Currently, I use Perl with Text::Markdown to do the heavy lifting. I also implemented a small handful of the useful bits of the extensions I added onto Markdown. For example, vanilla Markdown doesn't implement super- or sub-script. As an aside, this stuff is really cool for stuff like:
Sorry, I'm just playing now. I'll get back to the point.
So there's a Perl-driven Markdown→HTML stage which generates full, static HTML pages pulled from template HTML and Markdown content. There's a makefile wrapped around this script so that when I
make, only the pages which need to be generated over again actually are. Then there's a git repository somewhere which I push to which actually runs
make and all that by itself when I update it.
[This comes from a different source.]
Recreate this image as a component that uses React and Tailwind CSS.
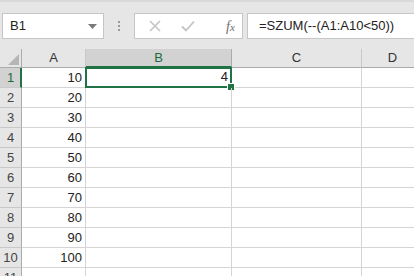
import React from 'react';

const rows = [10, 20, 30, 40, 50, 60, 70, 80, 90, 100, null];
const cols = ['A', 'B', 'C', 'D'];

const App = () => {
  return (
    <div className="w-[414px] h-[276px] overflow-hidden bg-[#e6e6e6] font-['Liberation_Sans',sans-serif] text-[13px] text-[#222]">
      {/* formula bar */}
      <div className="h-[49px] border-t-2 border-[#d9d9d9] pt-[11px] flex items-start">
        <div className="ml-[2px] w-[102px] h-[26px] bg-white border border-[#c6c6c6] flex items-center justify-between pl-[7px] pr-[6px]">
          <span>B1</span>
          <svg width="9" height="5" viewBox="0 0 9 5"><path d="M0 0h9L4.5 5z" fill="#7a7a7a" /></svg>
        </div>
        <div className="w-[30px] h-[26px] flex flex-col items-center justify-center gap-[2px]">
          <div className="w-[2px] h-[2px] bg-[#9a9a9a]" />
          <div className="w-[2px] h-[2px] bg-[#9a9a9a]" />
          <div className="w-[2px] h-[2px] bg-[#9a9a9a]" />
        </div>
        <div className="w-[109px] h-[26px] bg-white border border-[#c6c6c6] flex items-center pl-[14px]">
          <svg width="12" height="12" viewBox="0 0 12 12"><path d="M1 1l10 10M11 1L1 11" stroke="#c4c4c4" strokeWidth="1.6" /></svg>
          <svg className="ml-[20px]" width="14" height="12" viewBox="0 0 14 12"><path d="M1 6.5l4 4L13 1.5" stroke="#c4c4c4" strokeWidth="1.8" fill="none" /></svg>
          <span className="ml-[31px] font-['Liberation_Serif',serif] italic text-[14px] text-[#6e6e6e]">f<span className="text-[11px]">x</span></span>
        </div>
        <div className="ml-[4px] flex-1 h-[26px] bg-white border border-r-0 border-[#c6c6c6] flex items-center pl-[11px]">
          =SZUM(--(A1:A10&lt;50))
        </div>
      </div>

      {/* sheet */}
      <div className="grid grid-cols-[22px_64px_146px_130px_62px] auto-rows-[20px] grid-rows-[19px] bg-white">
        <div className="relative bg-[#e6e6e6] border-r border-b border-[#ababab]">
          <svg className="absolute right-[2px] bottom-[2px]" width="11" height="11" viewBox="0 0 11 11"><path d="M11 0v11H0z" fill="#b5b5b5" /></svg>
        </div>
        {cols.map((c) => (
          <div
            key={c}
            className={
              c === 'B'
                ? 'bg-[#d2d2d2] border-r border-[#ababab] border-b-2 border-b-[#217346] text-[#1d6a3f] flex items-center justify-center pt-[1px]'
                : 'bg-[#e6e6e6] border-r border-b border-[#ababab] border-r-[#c8c8c8] text-[#333] flex items-center justify-center'
            }
          >
            {c}
          </div>
        ))}
        {rows.map((v, i) => (
          <React.Fragment key={i}>
            <div
              className={
                i === 0
                  ? 'bg-[#d2d2d2] border-b border-[#c8c8c8] border-r-2 border-r-[#217346] text-[#1d6a3f] flex items-center justify-center pl-[1px]'
                  : 'bg-[#e6e6e6] border-b border-[#c8c8c8] border-r border-r-[#ababab] text-[#444] flex items-center justify-center'
              }
            >
              {i + 1}
            </div>
            <div className="border-r border-b border-[#d4d4d4] flex items-center justify-end pr-[3px]">{v}</div>
            <div className="relative border-r border-b border-[#d4d4d4] flex items-center justify-end pr-[3px]">
              {i === 0 && (
                <>
                  <span className="relative top-[-1px]">4</span>
                  <div className="absolute -left-px -top-px -right-px -bottom-px border-2 border-[#217346]" />
                  <div className="absolute right-[-4px] bottom-[-4px] w-[6px] h-[6px] bg-[#217346] border border-white box-content" />
                </>
              )}
            </div>
            <div className="border-r border-b border-[#d4d4d4]" />
            <div className="border-b border-[#d4d4d4]" />
          </React.Fragment>
        ))}
      </div>
    </div>
  );
};

export default App;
This means that all I need to clone and to work on is a copy of the site's assets (CSS, images and what have you), the Markdown content and the template HTML. This makes for the smoothest maintenance I've ever experienced.
I still use a similar concept to what I was trying to emulate initially with Yardle, where I get to have pretty URLs like
/programming/pi-thagoras/ when I have a slightly less tidy structure working (file extensions, etc.) in the background. I had intended to rewrite the PHP of Yardle in Perl, but never thought it worthy of my time. As of 2018, what is worthy of my time is to remove the dependency on any CGI whatsoever. I now have everything programmed in the web server config, redirection-wise.
I still aim to switch to a smarter Markdown parser so that I can generate TOCs (tables of contents) and other neat stuff. It would be interesting to look at an extensible Markdown parser so that I could re-implement things like smart quotes and escape characters properly.